このようなクリントン長官の発言に対し、アブドルハミドは反論した。「リビアとの違いを強調しすぎており、現在シリアで起きていることを過少評価している。長官はシリアに介入しないと言いながら、シリアで虐殺が増えた場合、米国はシリア国民を助けると述べており、米国の真意がわからない」。
数日前シャーバン報道官が戒厳令を撤廃すると発表したことについて、アブドルハミドが言う。「今になってそんなことを言っても、デモを鎮める効果はない。アサドの改革は時間がかかりすぎ、わずかすぎる。戒厳令を撤廃すると言われても、誰も喜ばない」。
《インターネットを革命の手段とする若者たち》
アブドルハミドが、若き革命家たちについて語った。
「シリアの抗議運動はインターネットに詳しい活動家たちが組織している。彼らはエジプトやチュニジアの政権を倒したネット活動家から刺激を受け、彼らと連絡を取り合っている。
現在の反乱を指導しているのは、10代や20代の若者である。彼らは情報拡散を主な武器としている。常時フェイスブックに向き合い、シリア人の仲間同士で、さらにはアラブ世界の若者たちと連絡を取り合っている。成功した他国の若者からネットを通じて助言を得ている」。
当初アブドルハミドはシリアの抗議運動の開始時期は夏がよい、と考えていた。しかし予定より早い、3月15日に始まった。「若者たちは今始めたがった。私は同意した。そして実際に始まった。現在進行していることを見て、私は少なからず感激している」。
若いネット活動家の戦術の一つは、ビデオをネットに投稿することだ。先週末投稿されたビデオはマヘル・アサド(大統領の弟)に関するもので、大評判になった。
2008年に起きたサイドナヤ刑務所の反乱の時、兵士のひとりが密かに撮影したのである。鎮圧軍により殺害された政治犯の遺体を踏みつけながら、マヘルが歩いていた。このビデオはネットに拡散した。残虐なシーンがあるという理由でアカウントが凍結されたが、別のアカウントから再び投稿した。またフェイスブックにも埋め込んだ。
《シリアを敵とみなす上院議員》
アブドルハミドが言う。
「クリントン長官はシリアの反乱を過小評価するが、違った評価をする人もいる。共和党の大物議員の補佐官は、こう言っている。『合衆国の敵を取り除く絶好のチャンスだ。現政権は2009年にイランを攻撃しなかったように、現在もチャンスを逃している』。
リーバーマン上院議員は27日フォックス・ニュースに出演し、シリアに警告した。『シリアの独裁者は、リビアで起きたことを教訓にすべきだ。自国民に武力を行使するなら、自らのくびをしめることになるだろう。リビアがよい例である。アサドが自国民を虐殺することを、我々は決して許さない』。

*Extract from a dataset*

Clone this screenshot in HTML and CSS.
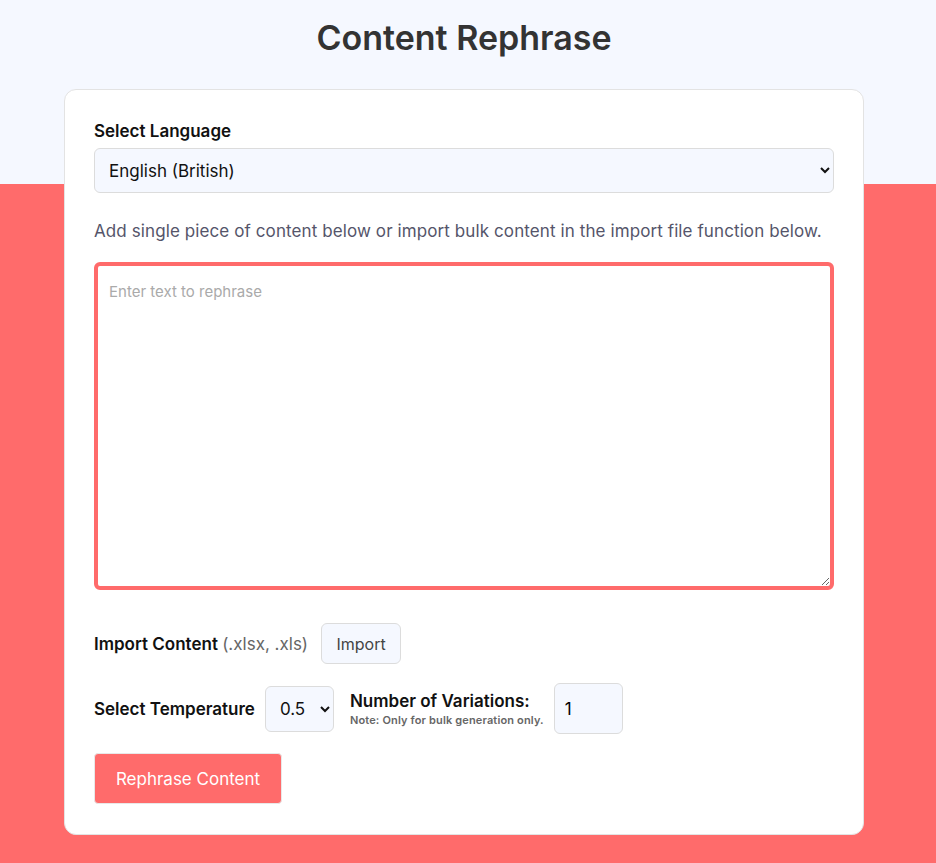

共和党のマケイン上院議員はシリアよりエジプトのことで頭が一杯なようだ。彼はCNNに出演して述べた。『シリアの反乱をリビア・チュニジア・エジプトの大衆行動と一緒にしてはならない。それぞれの国の政変は同一ではない。シリアで抗議している人々を精神的に応援しよう。エジプトは地域の要であり、これらの国の中で最も重要である。エジプトがどうなるのか、気がかりであり、目が離せない』。」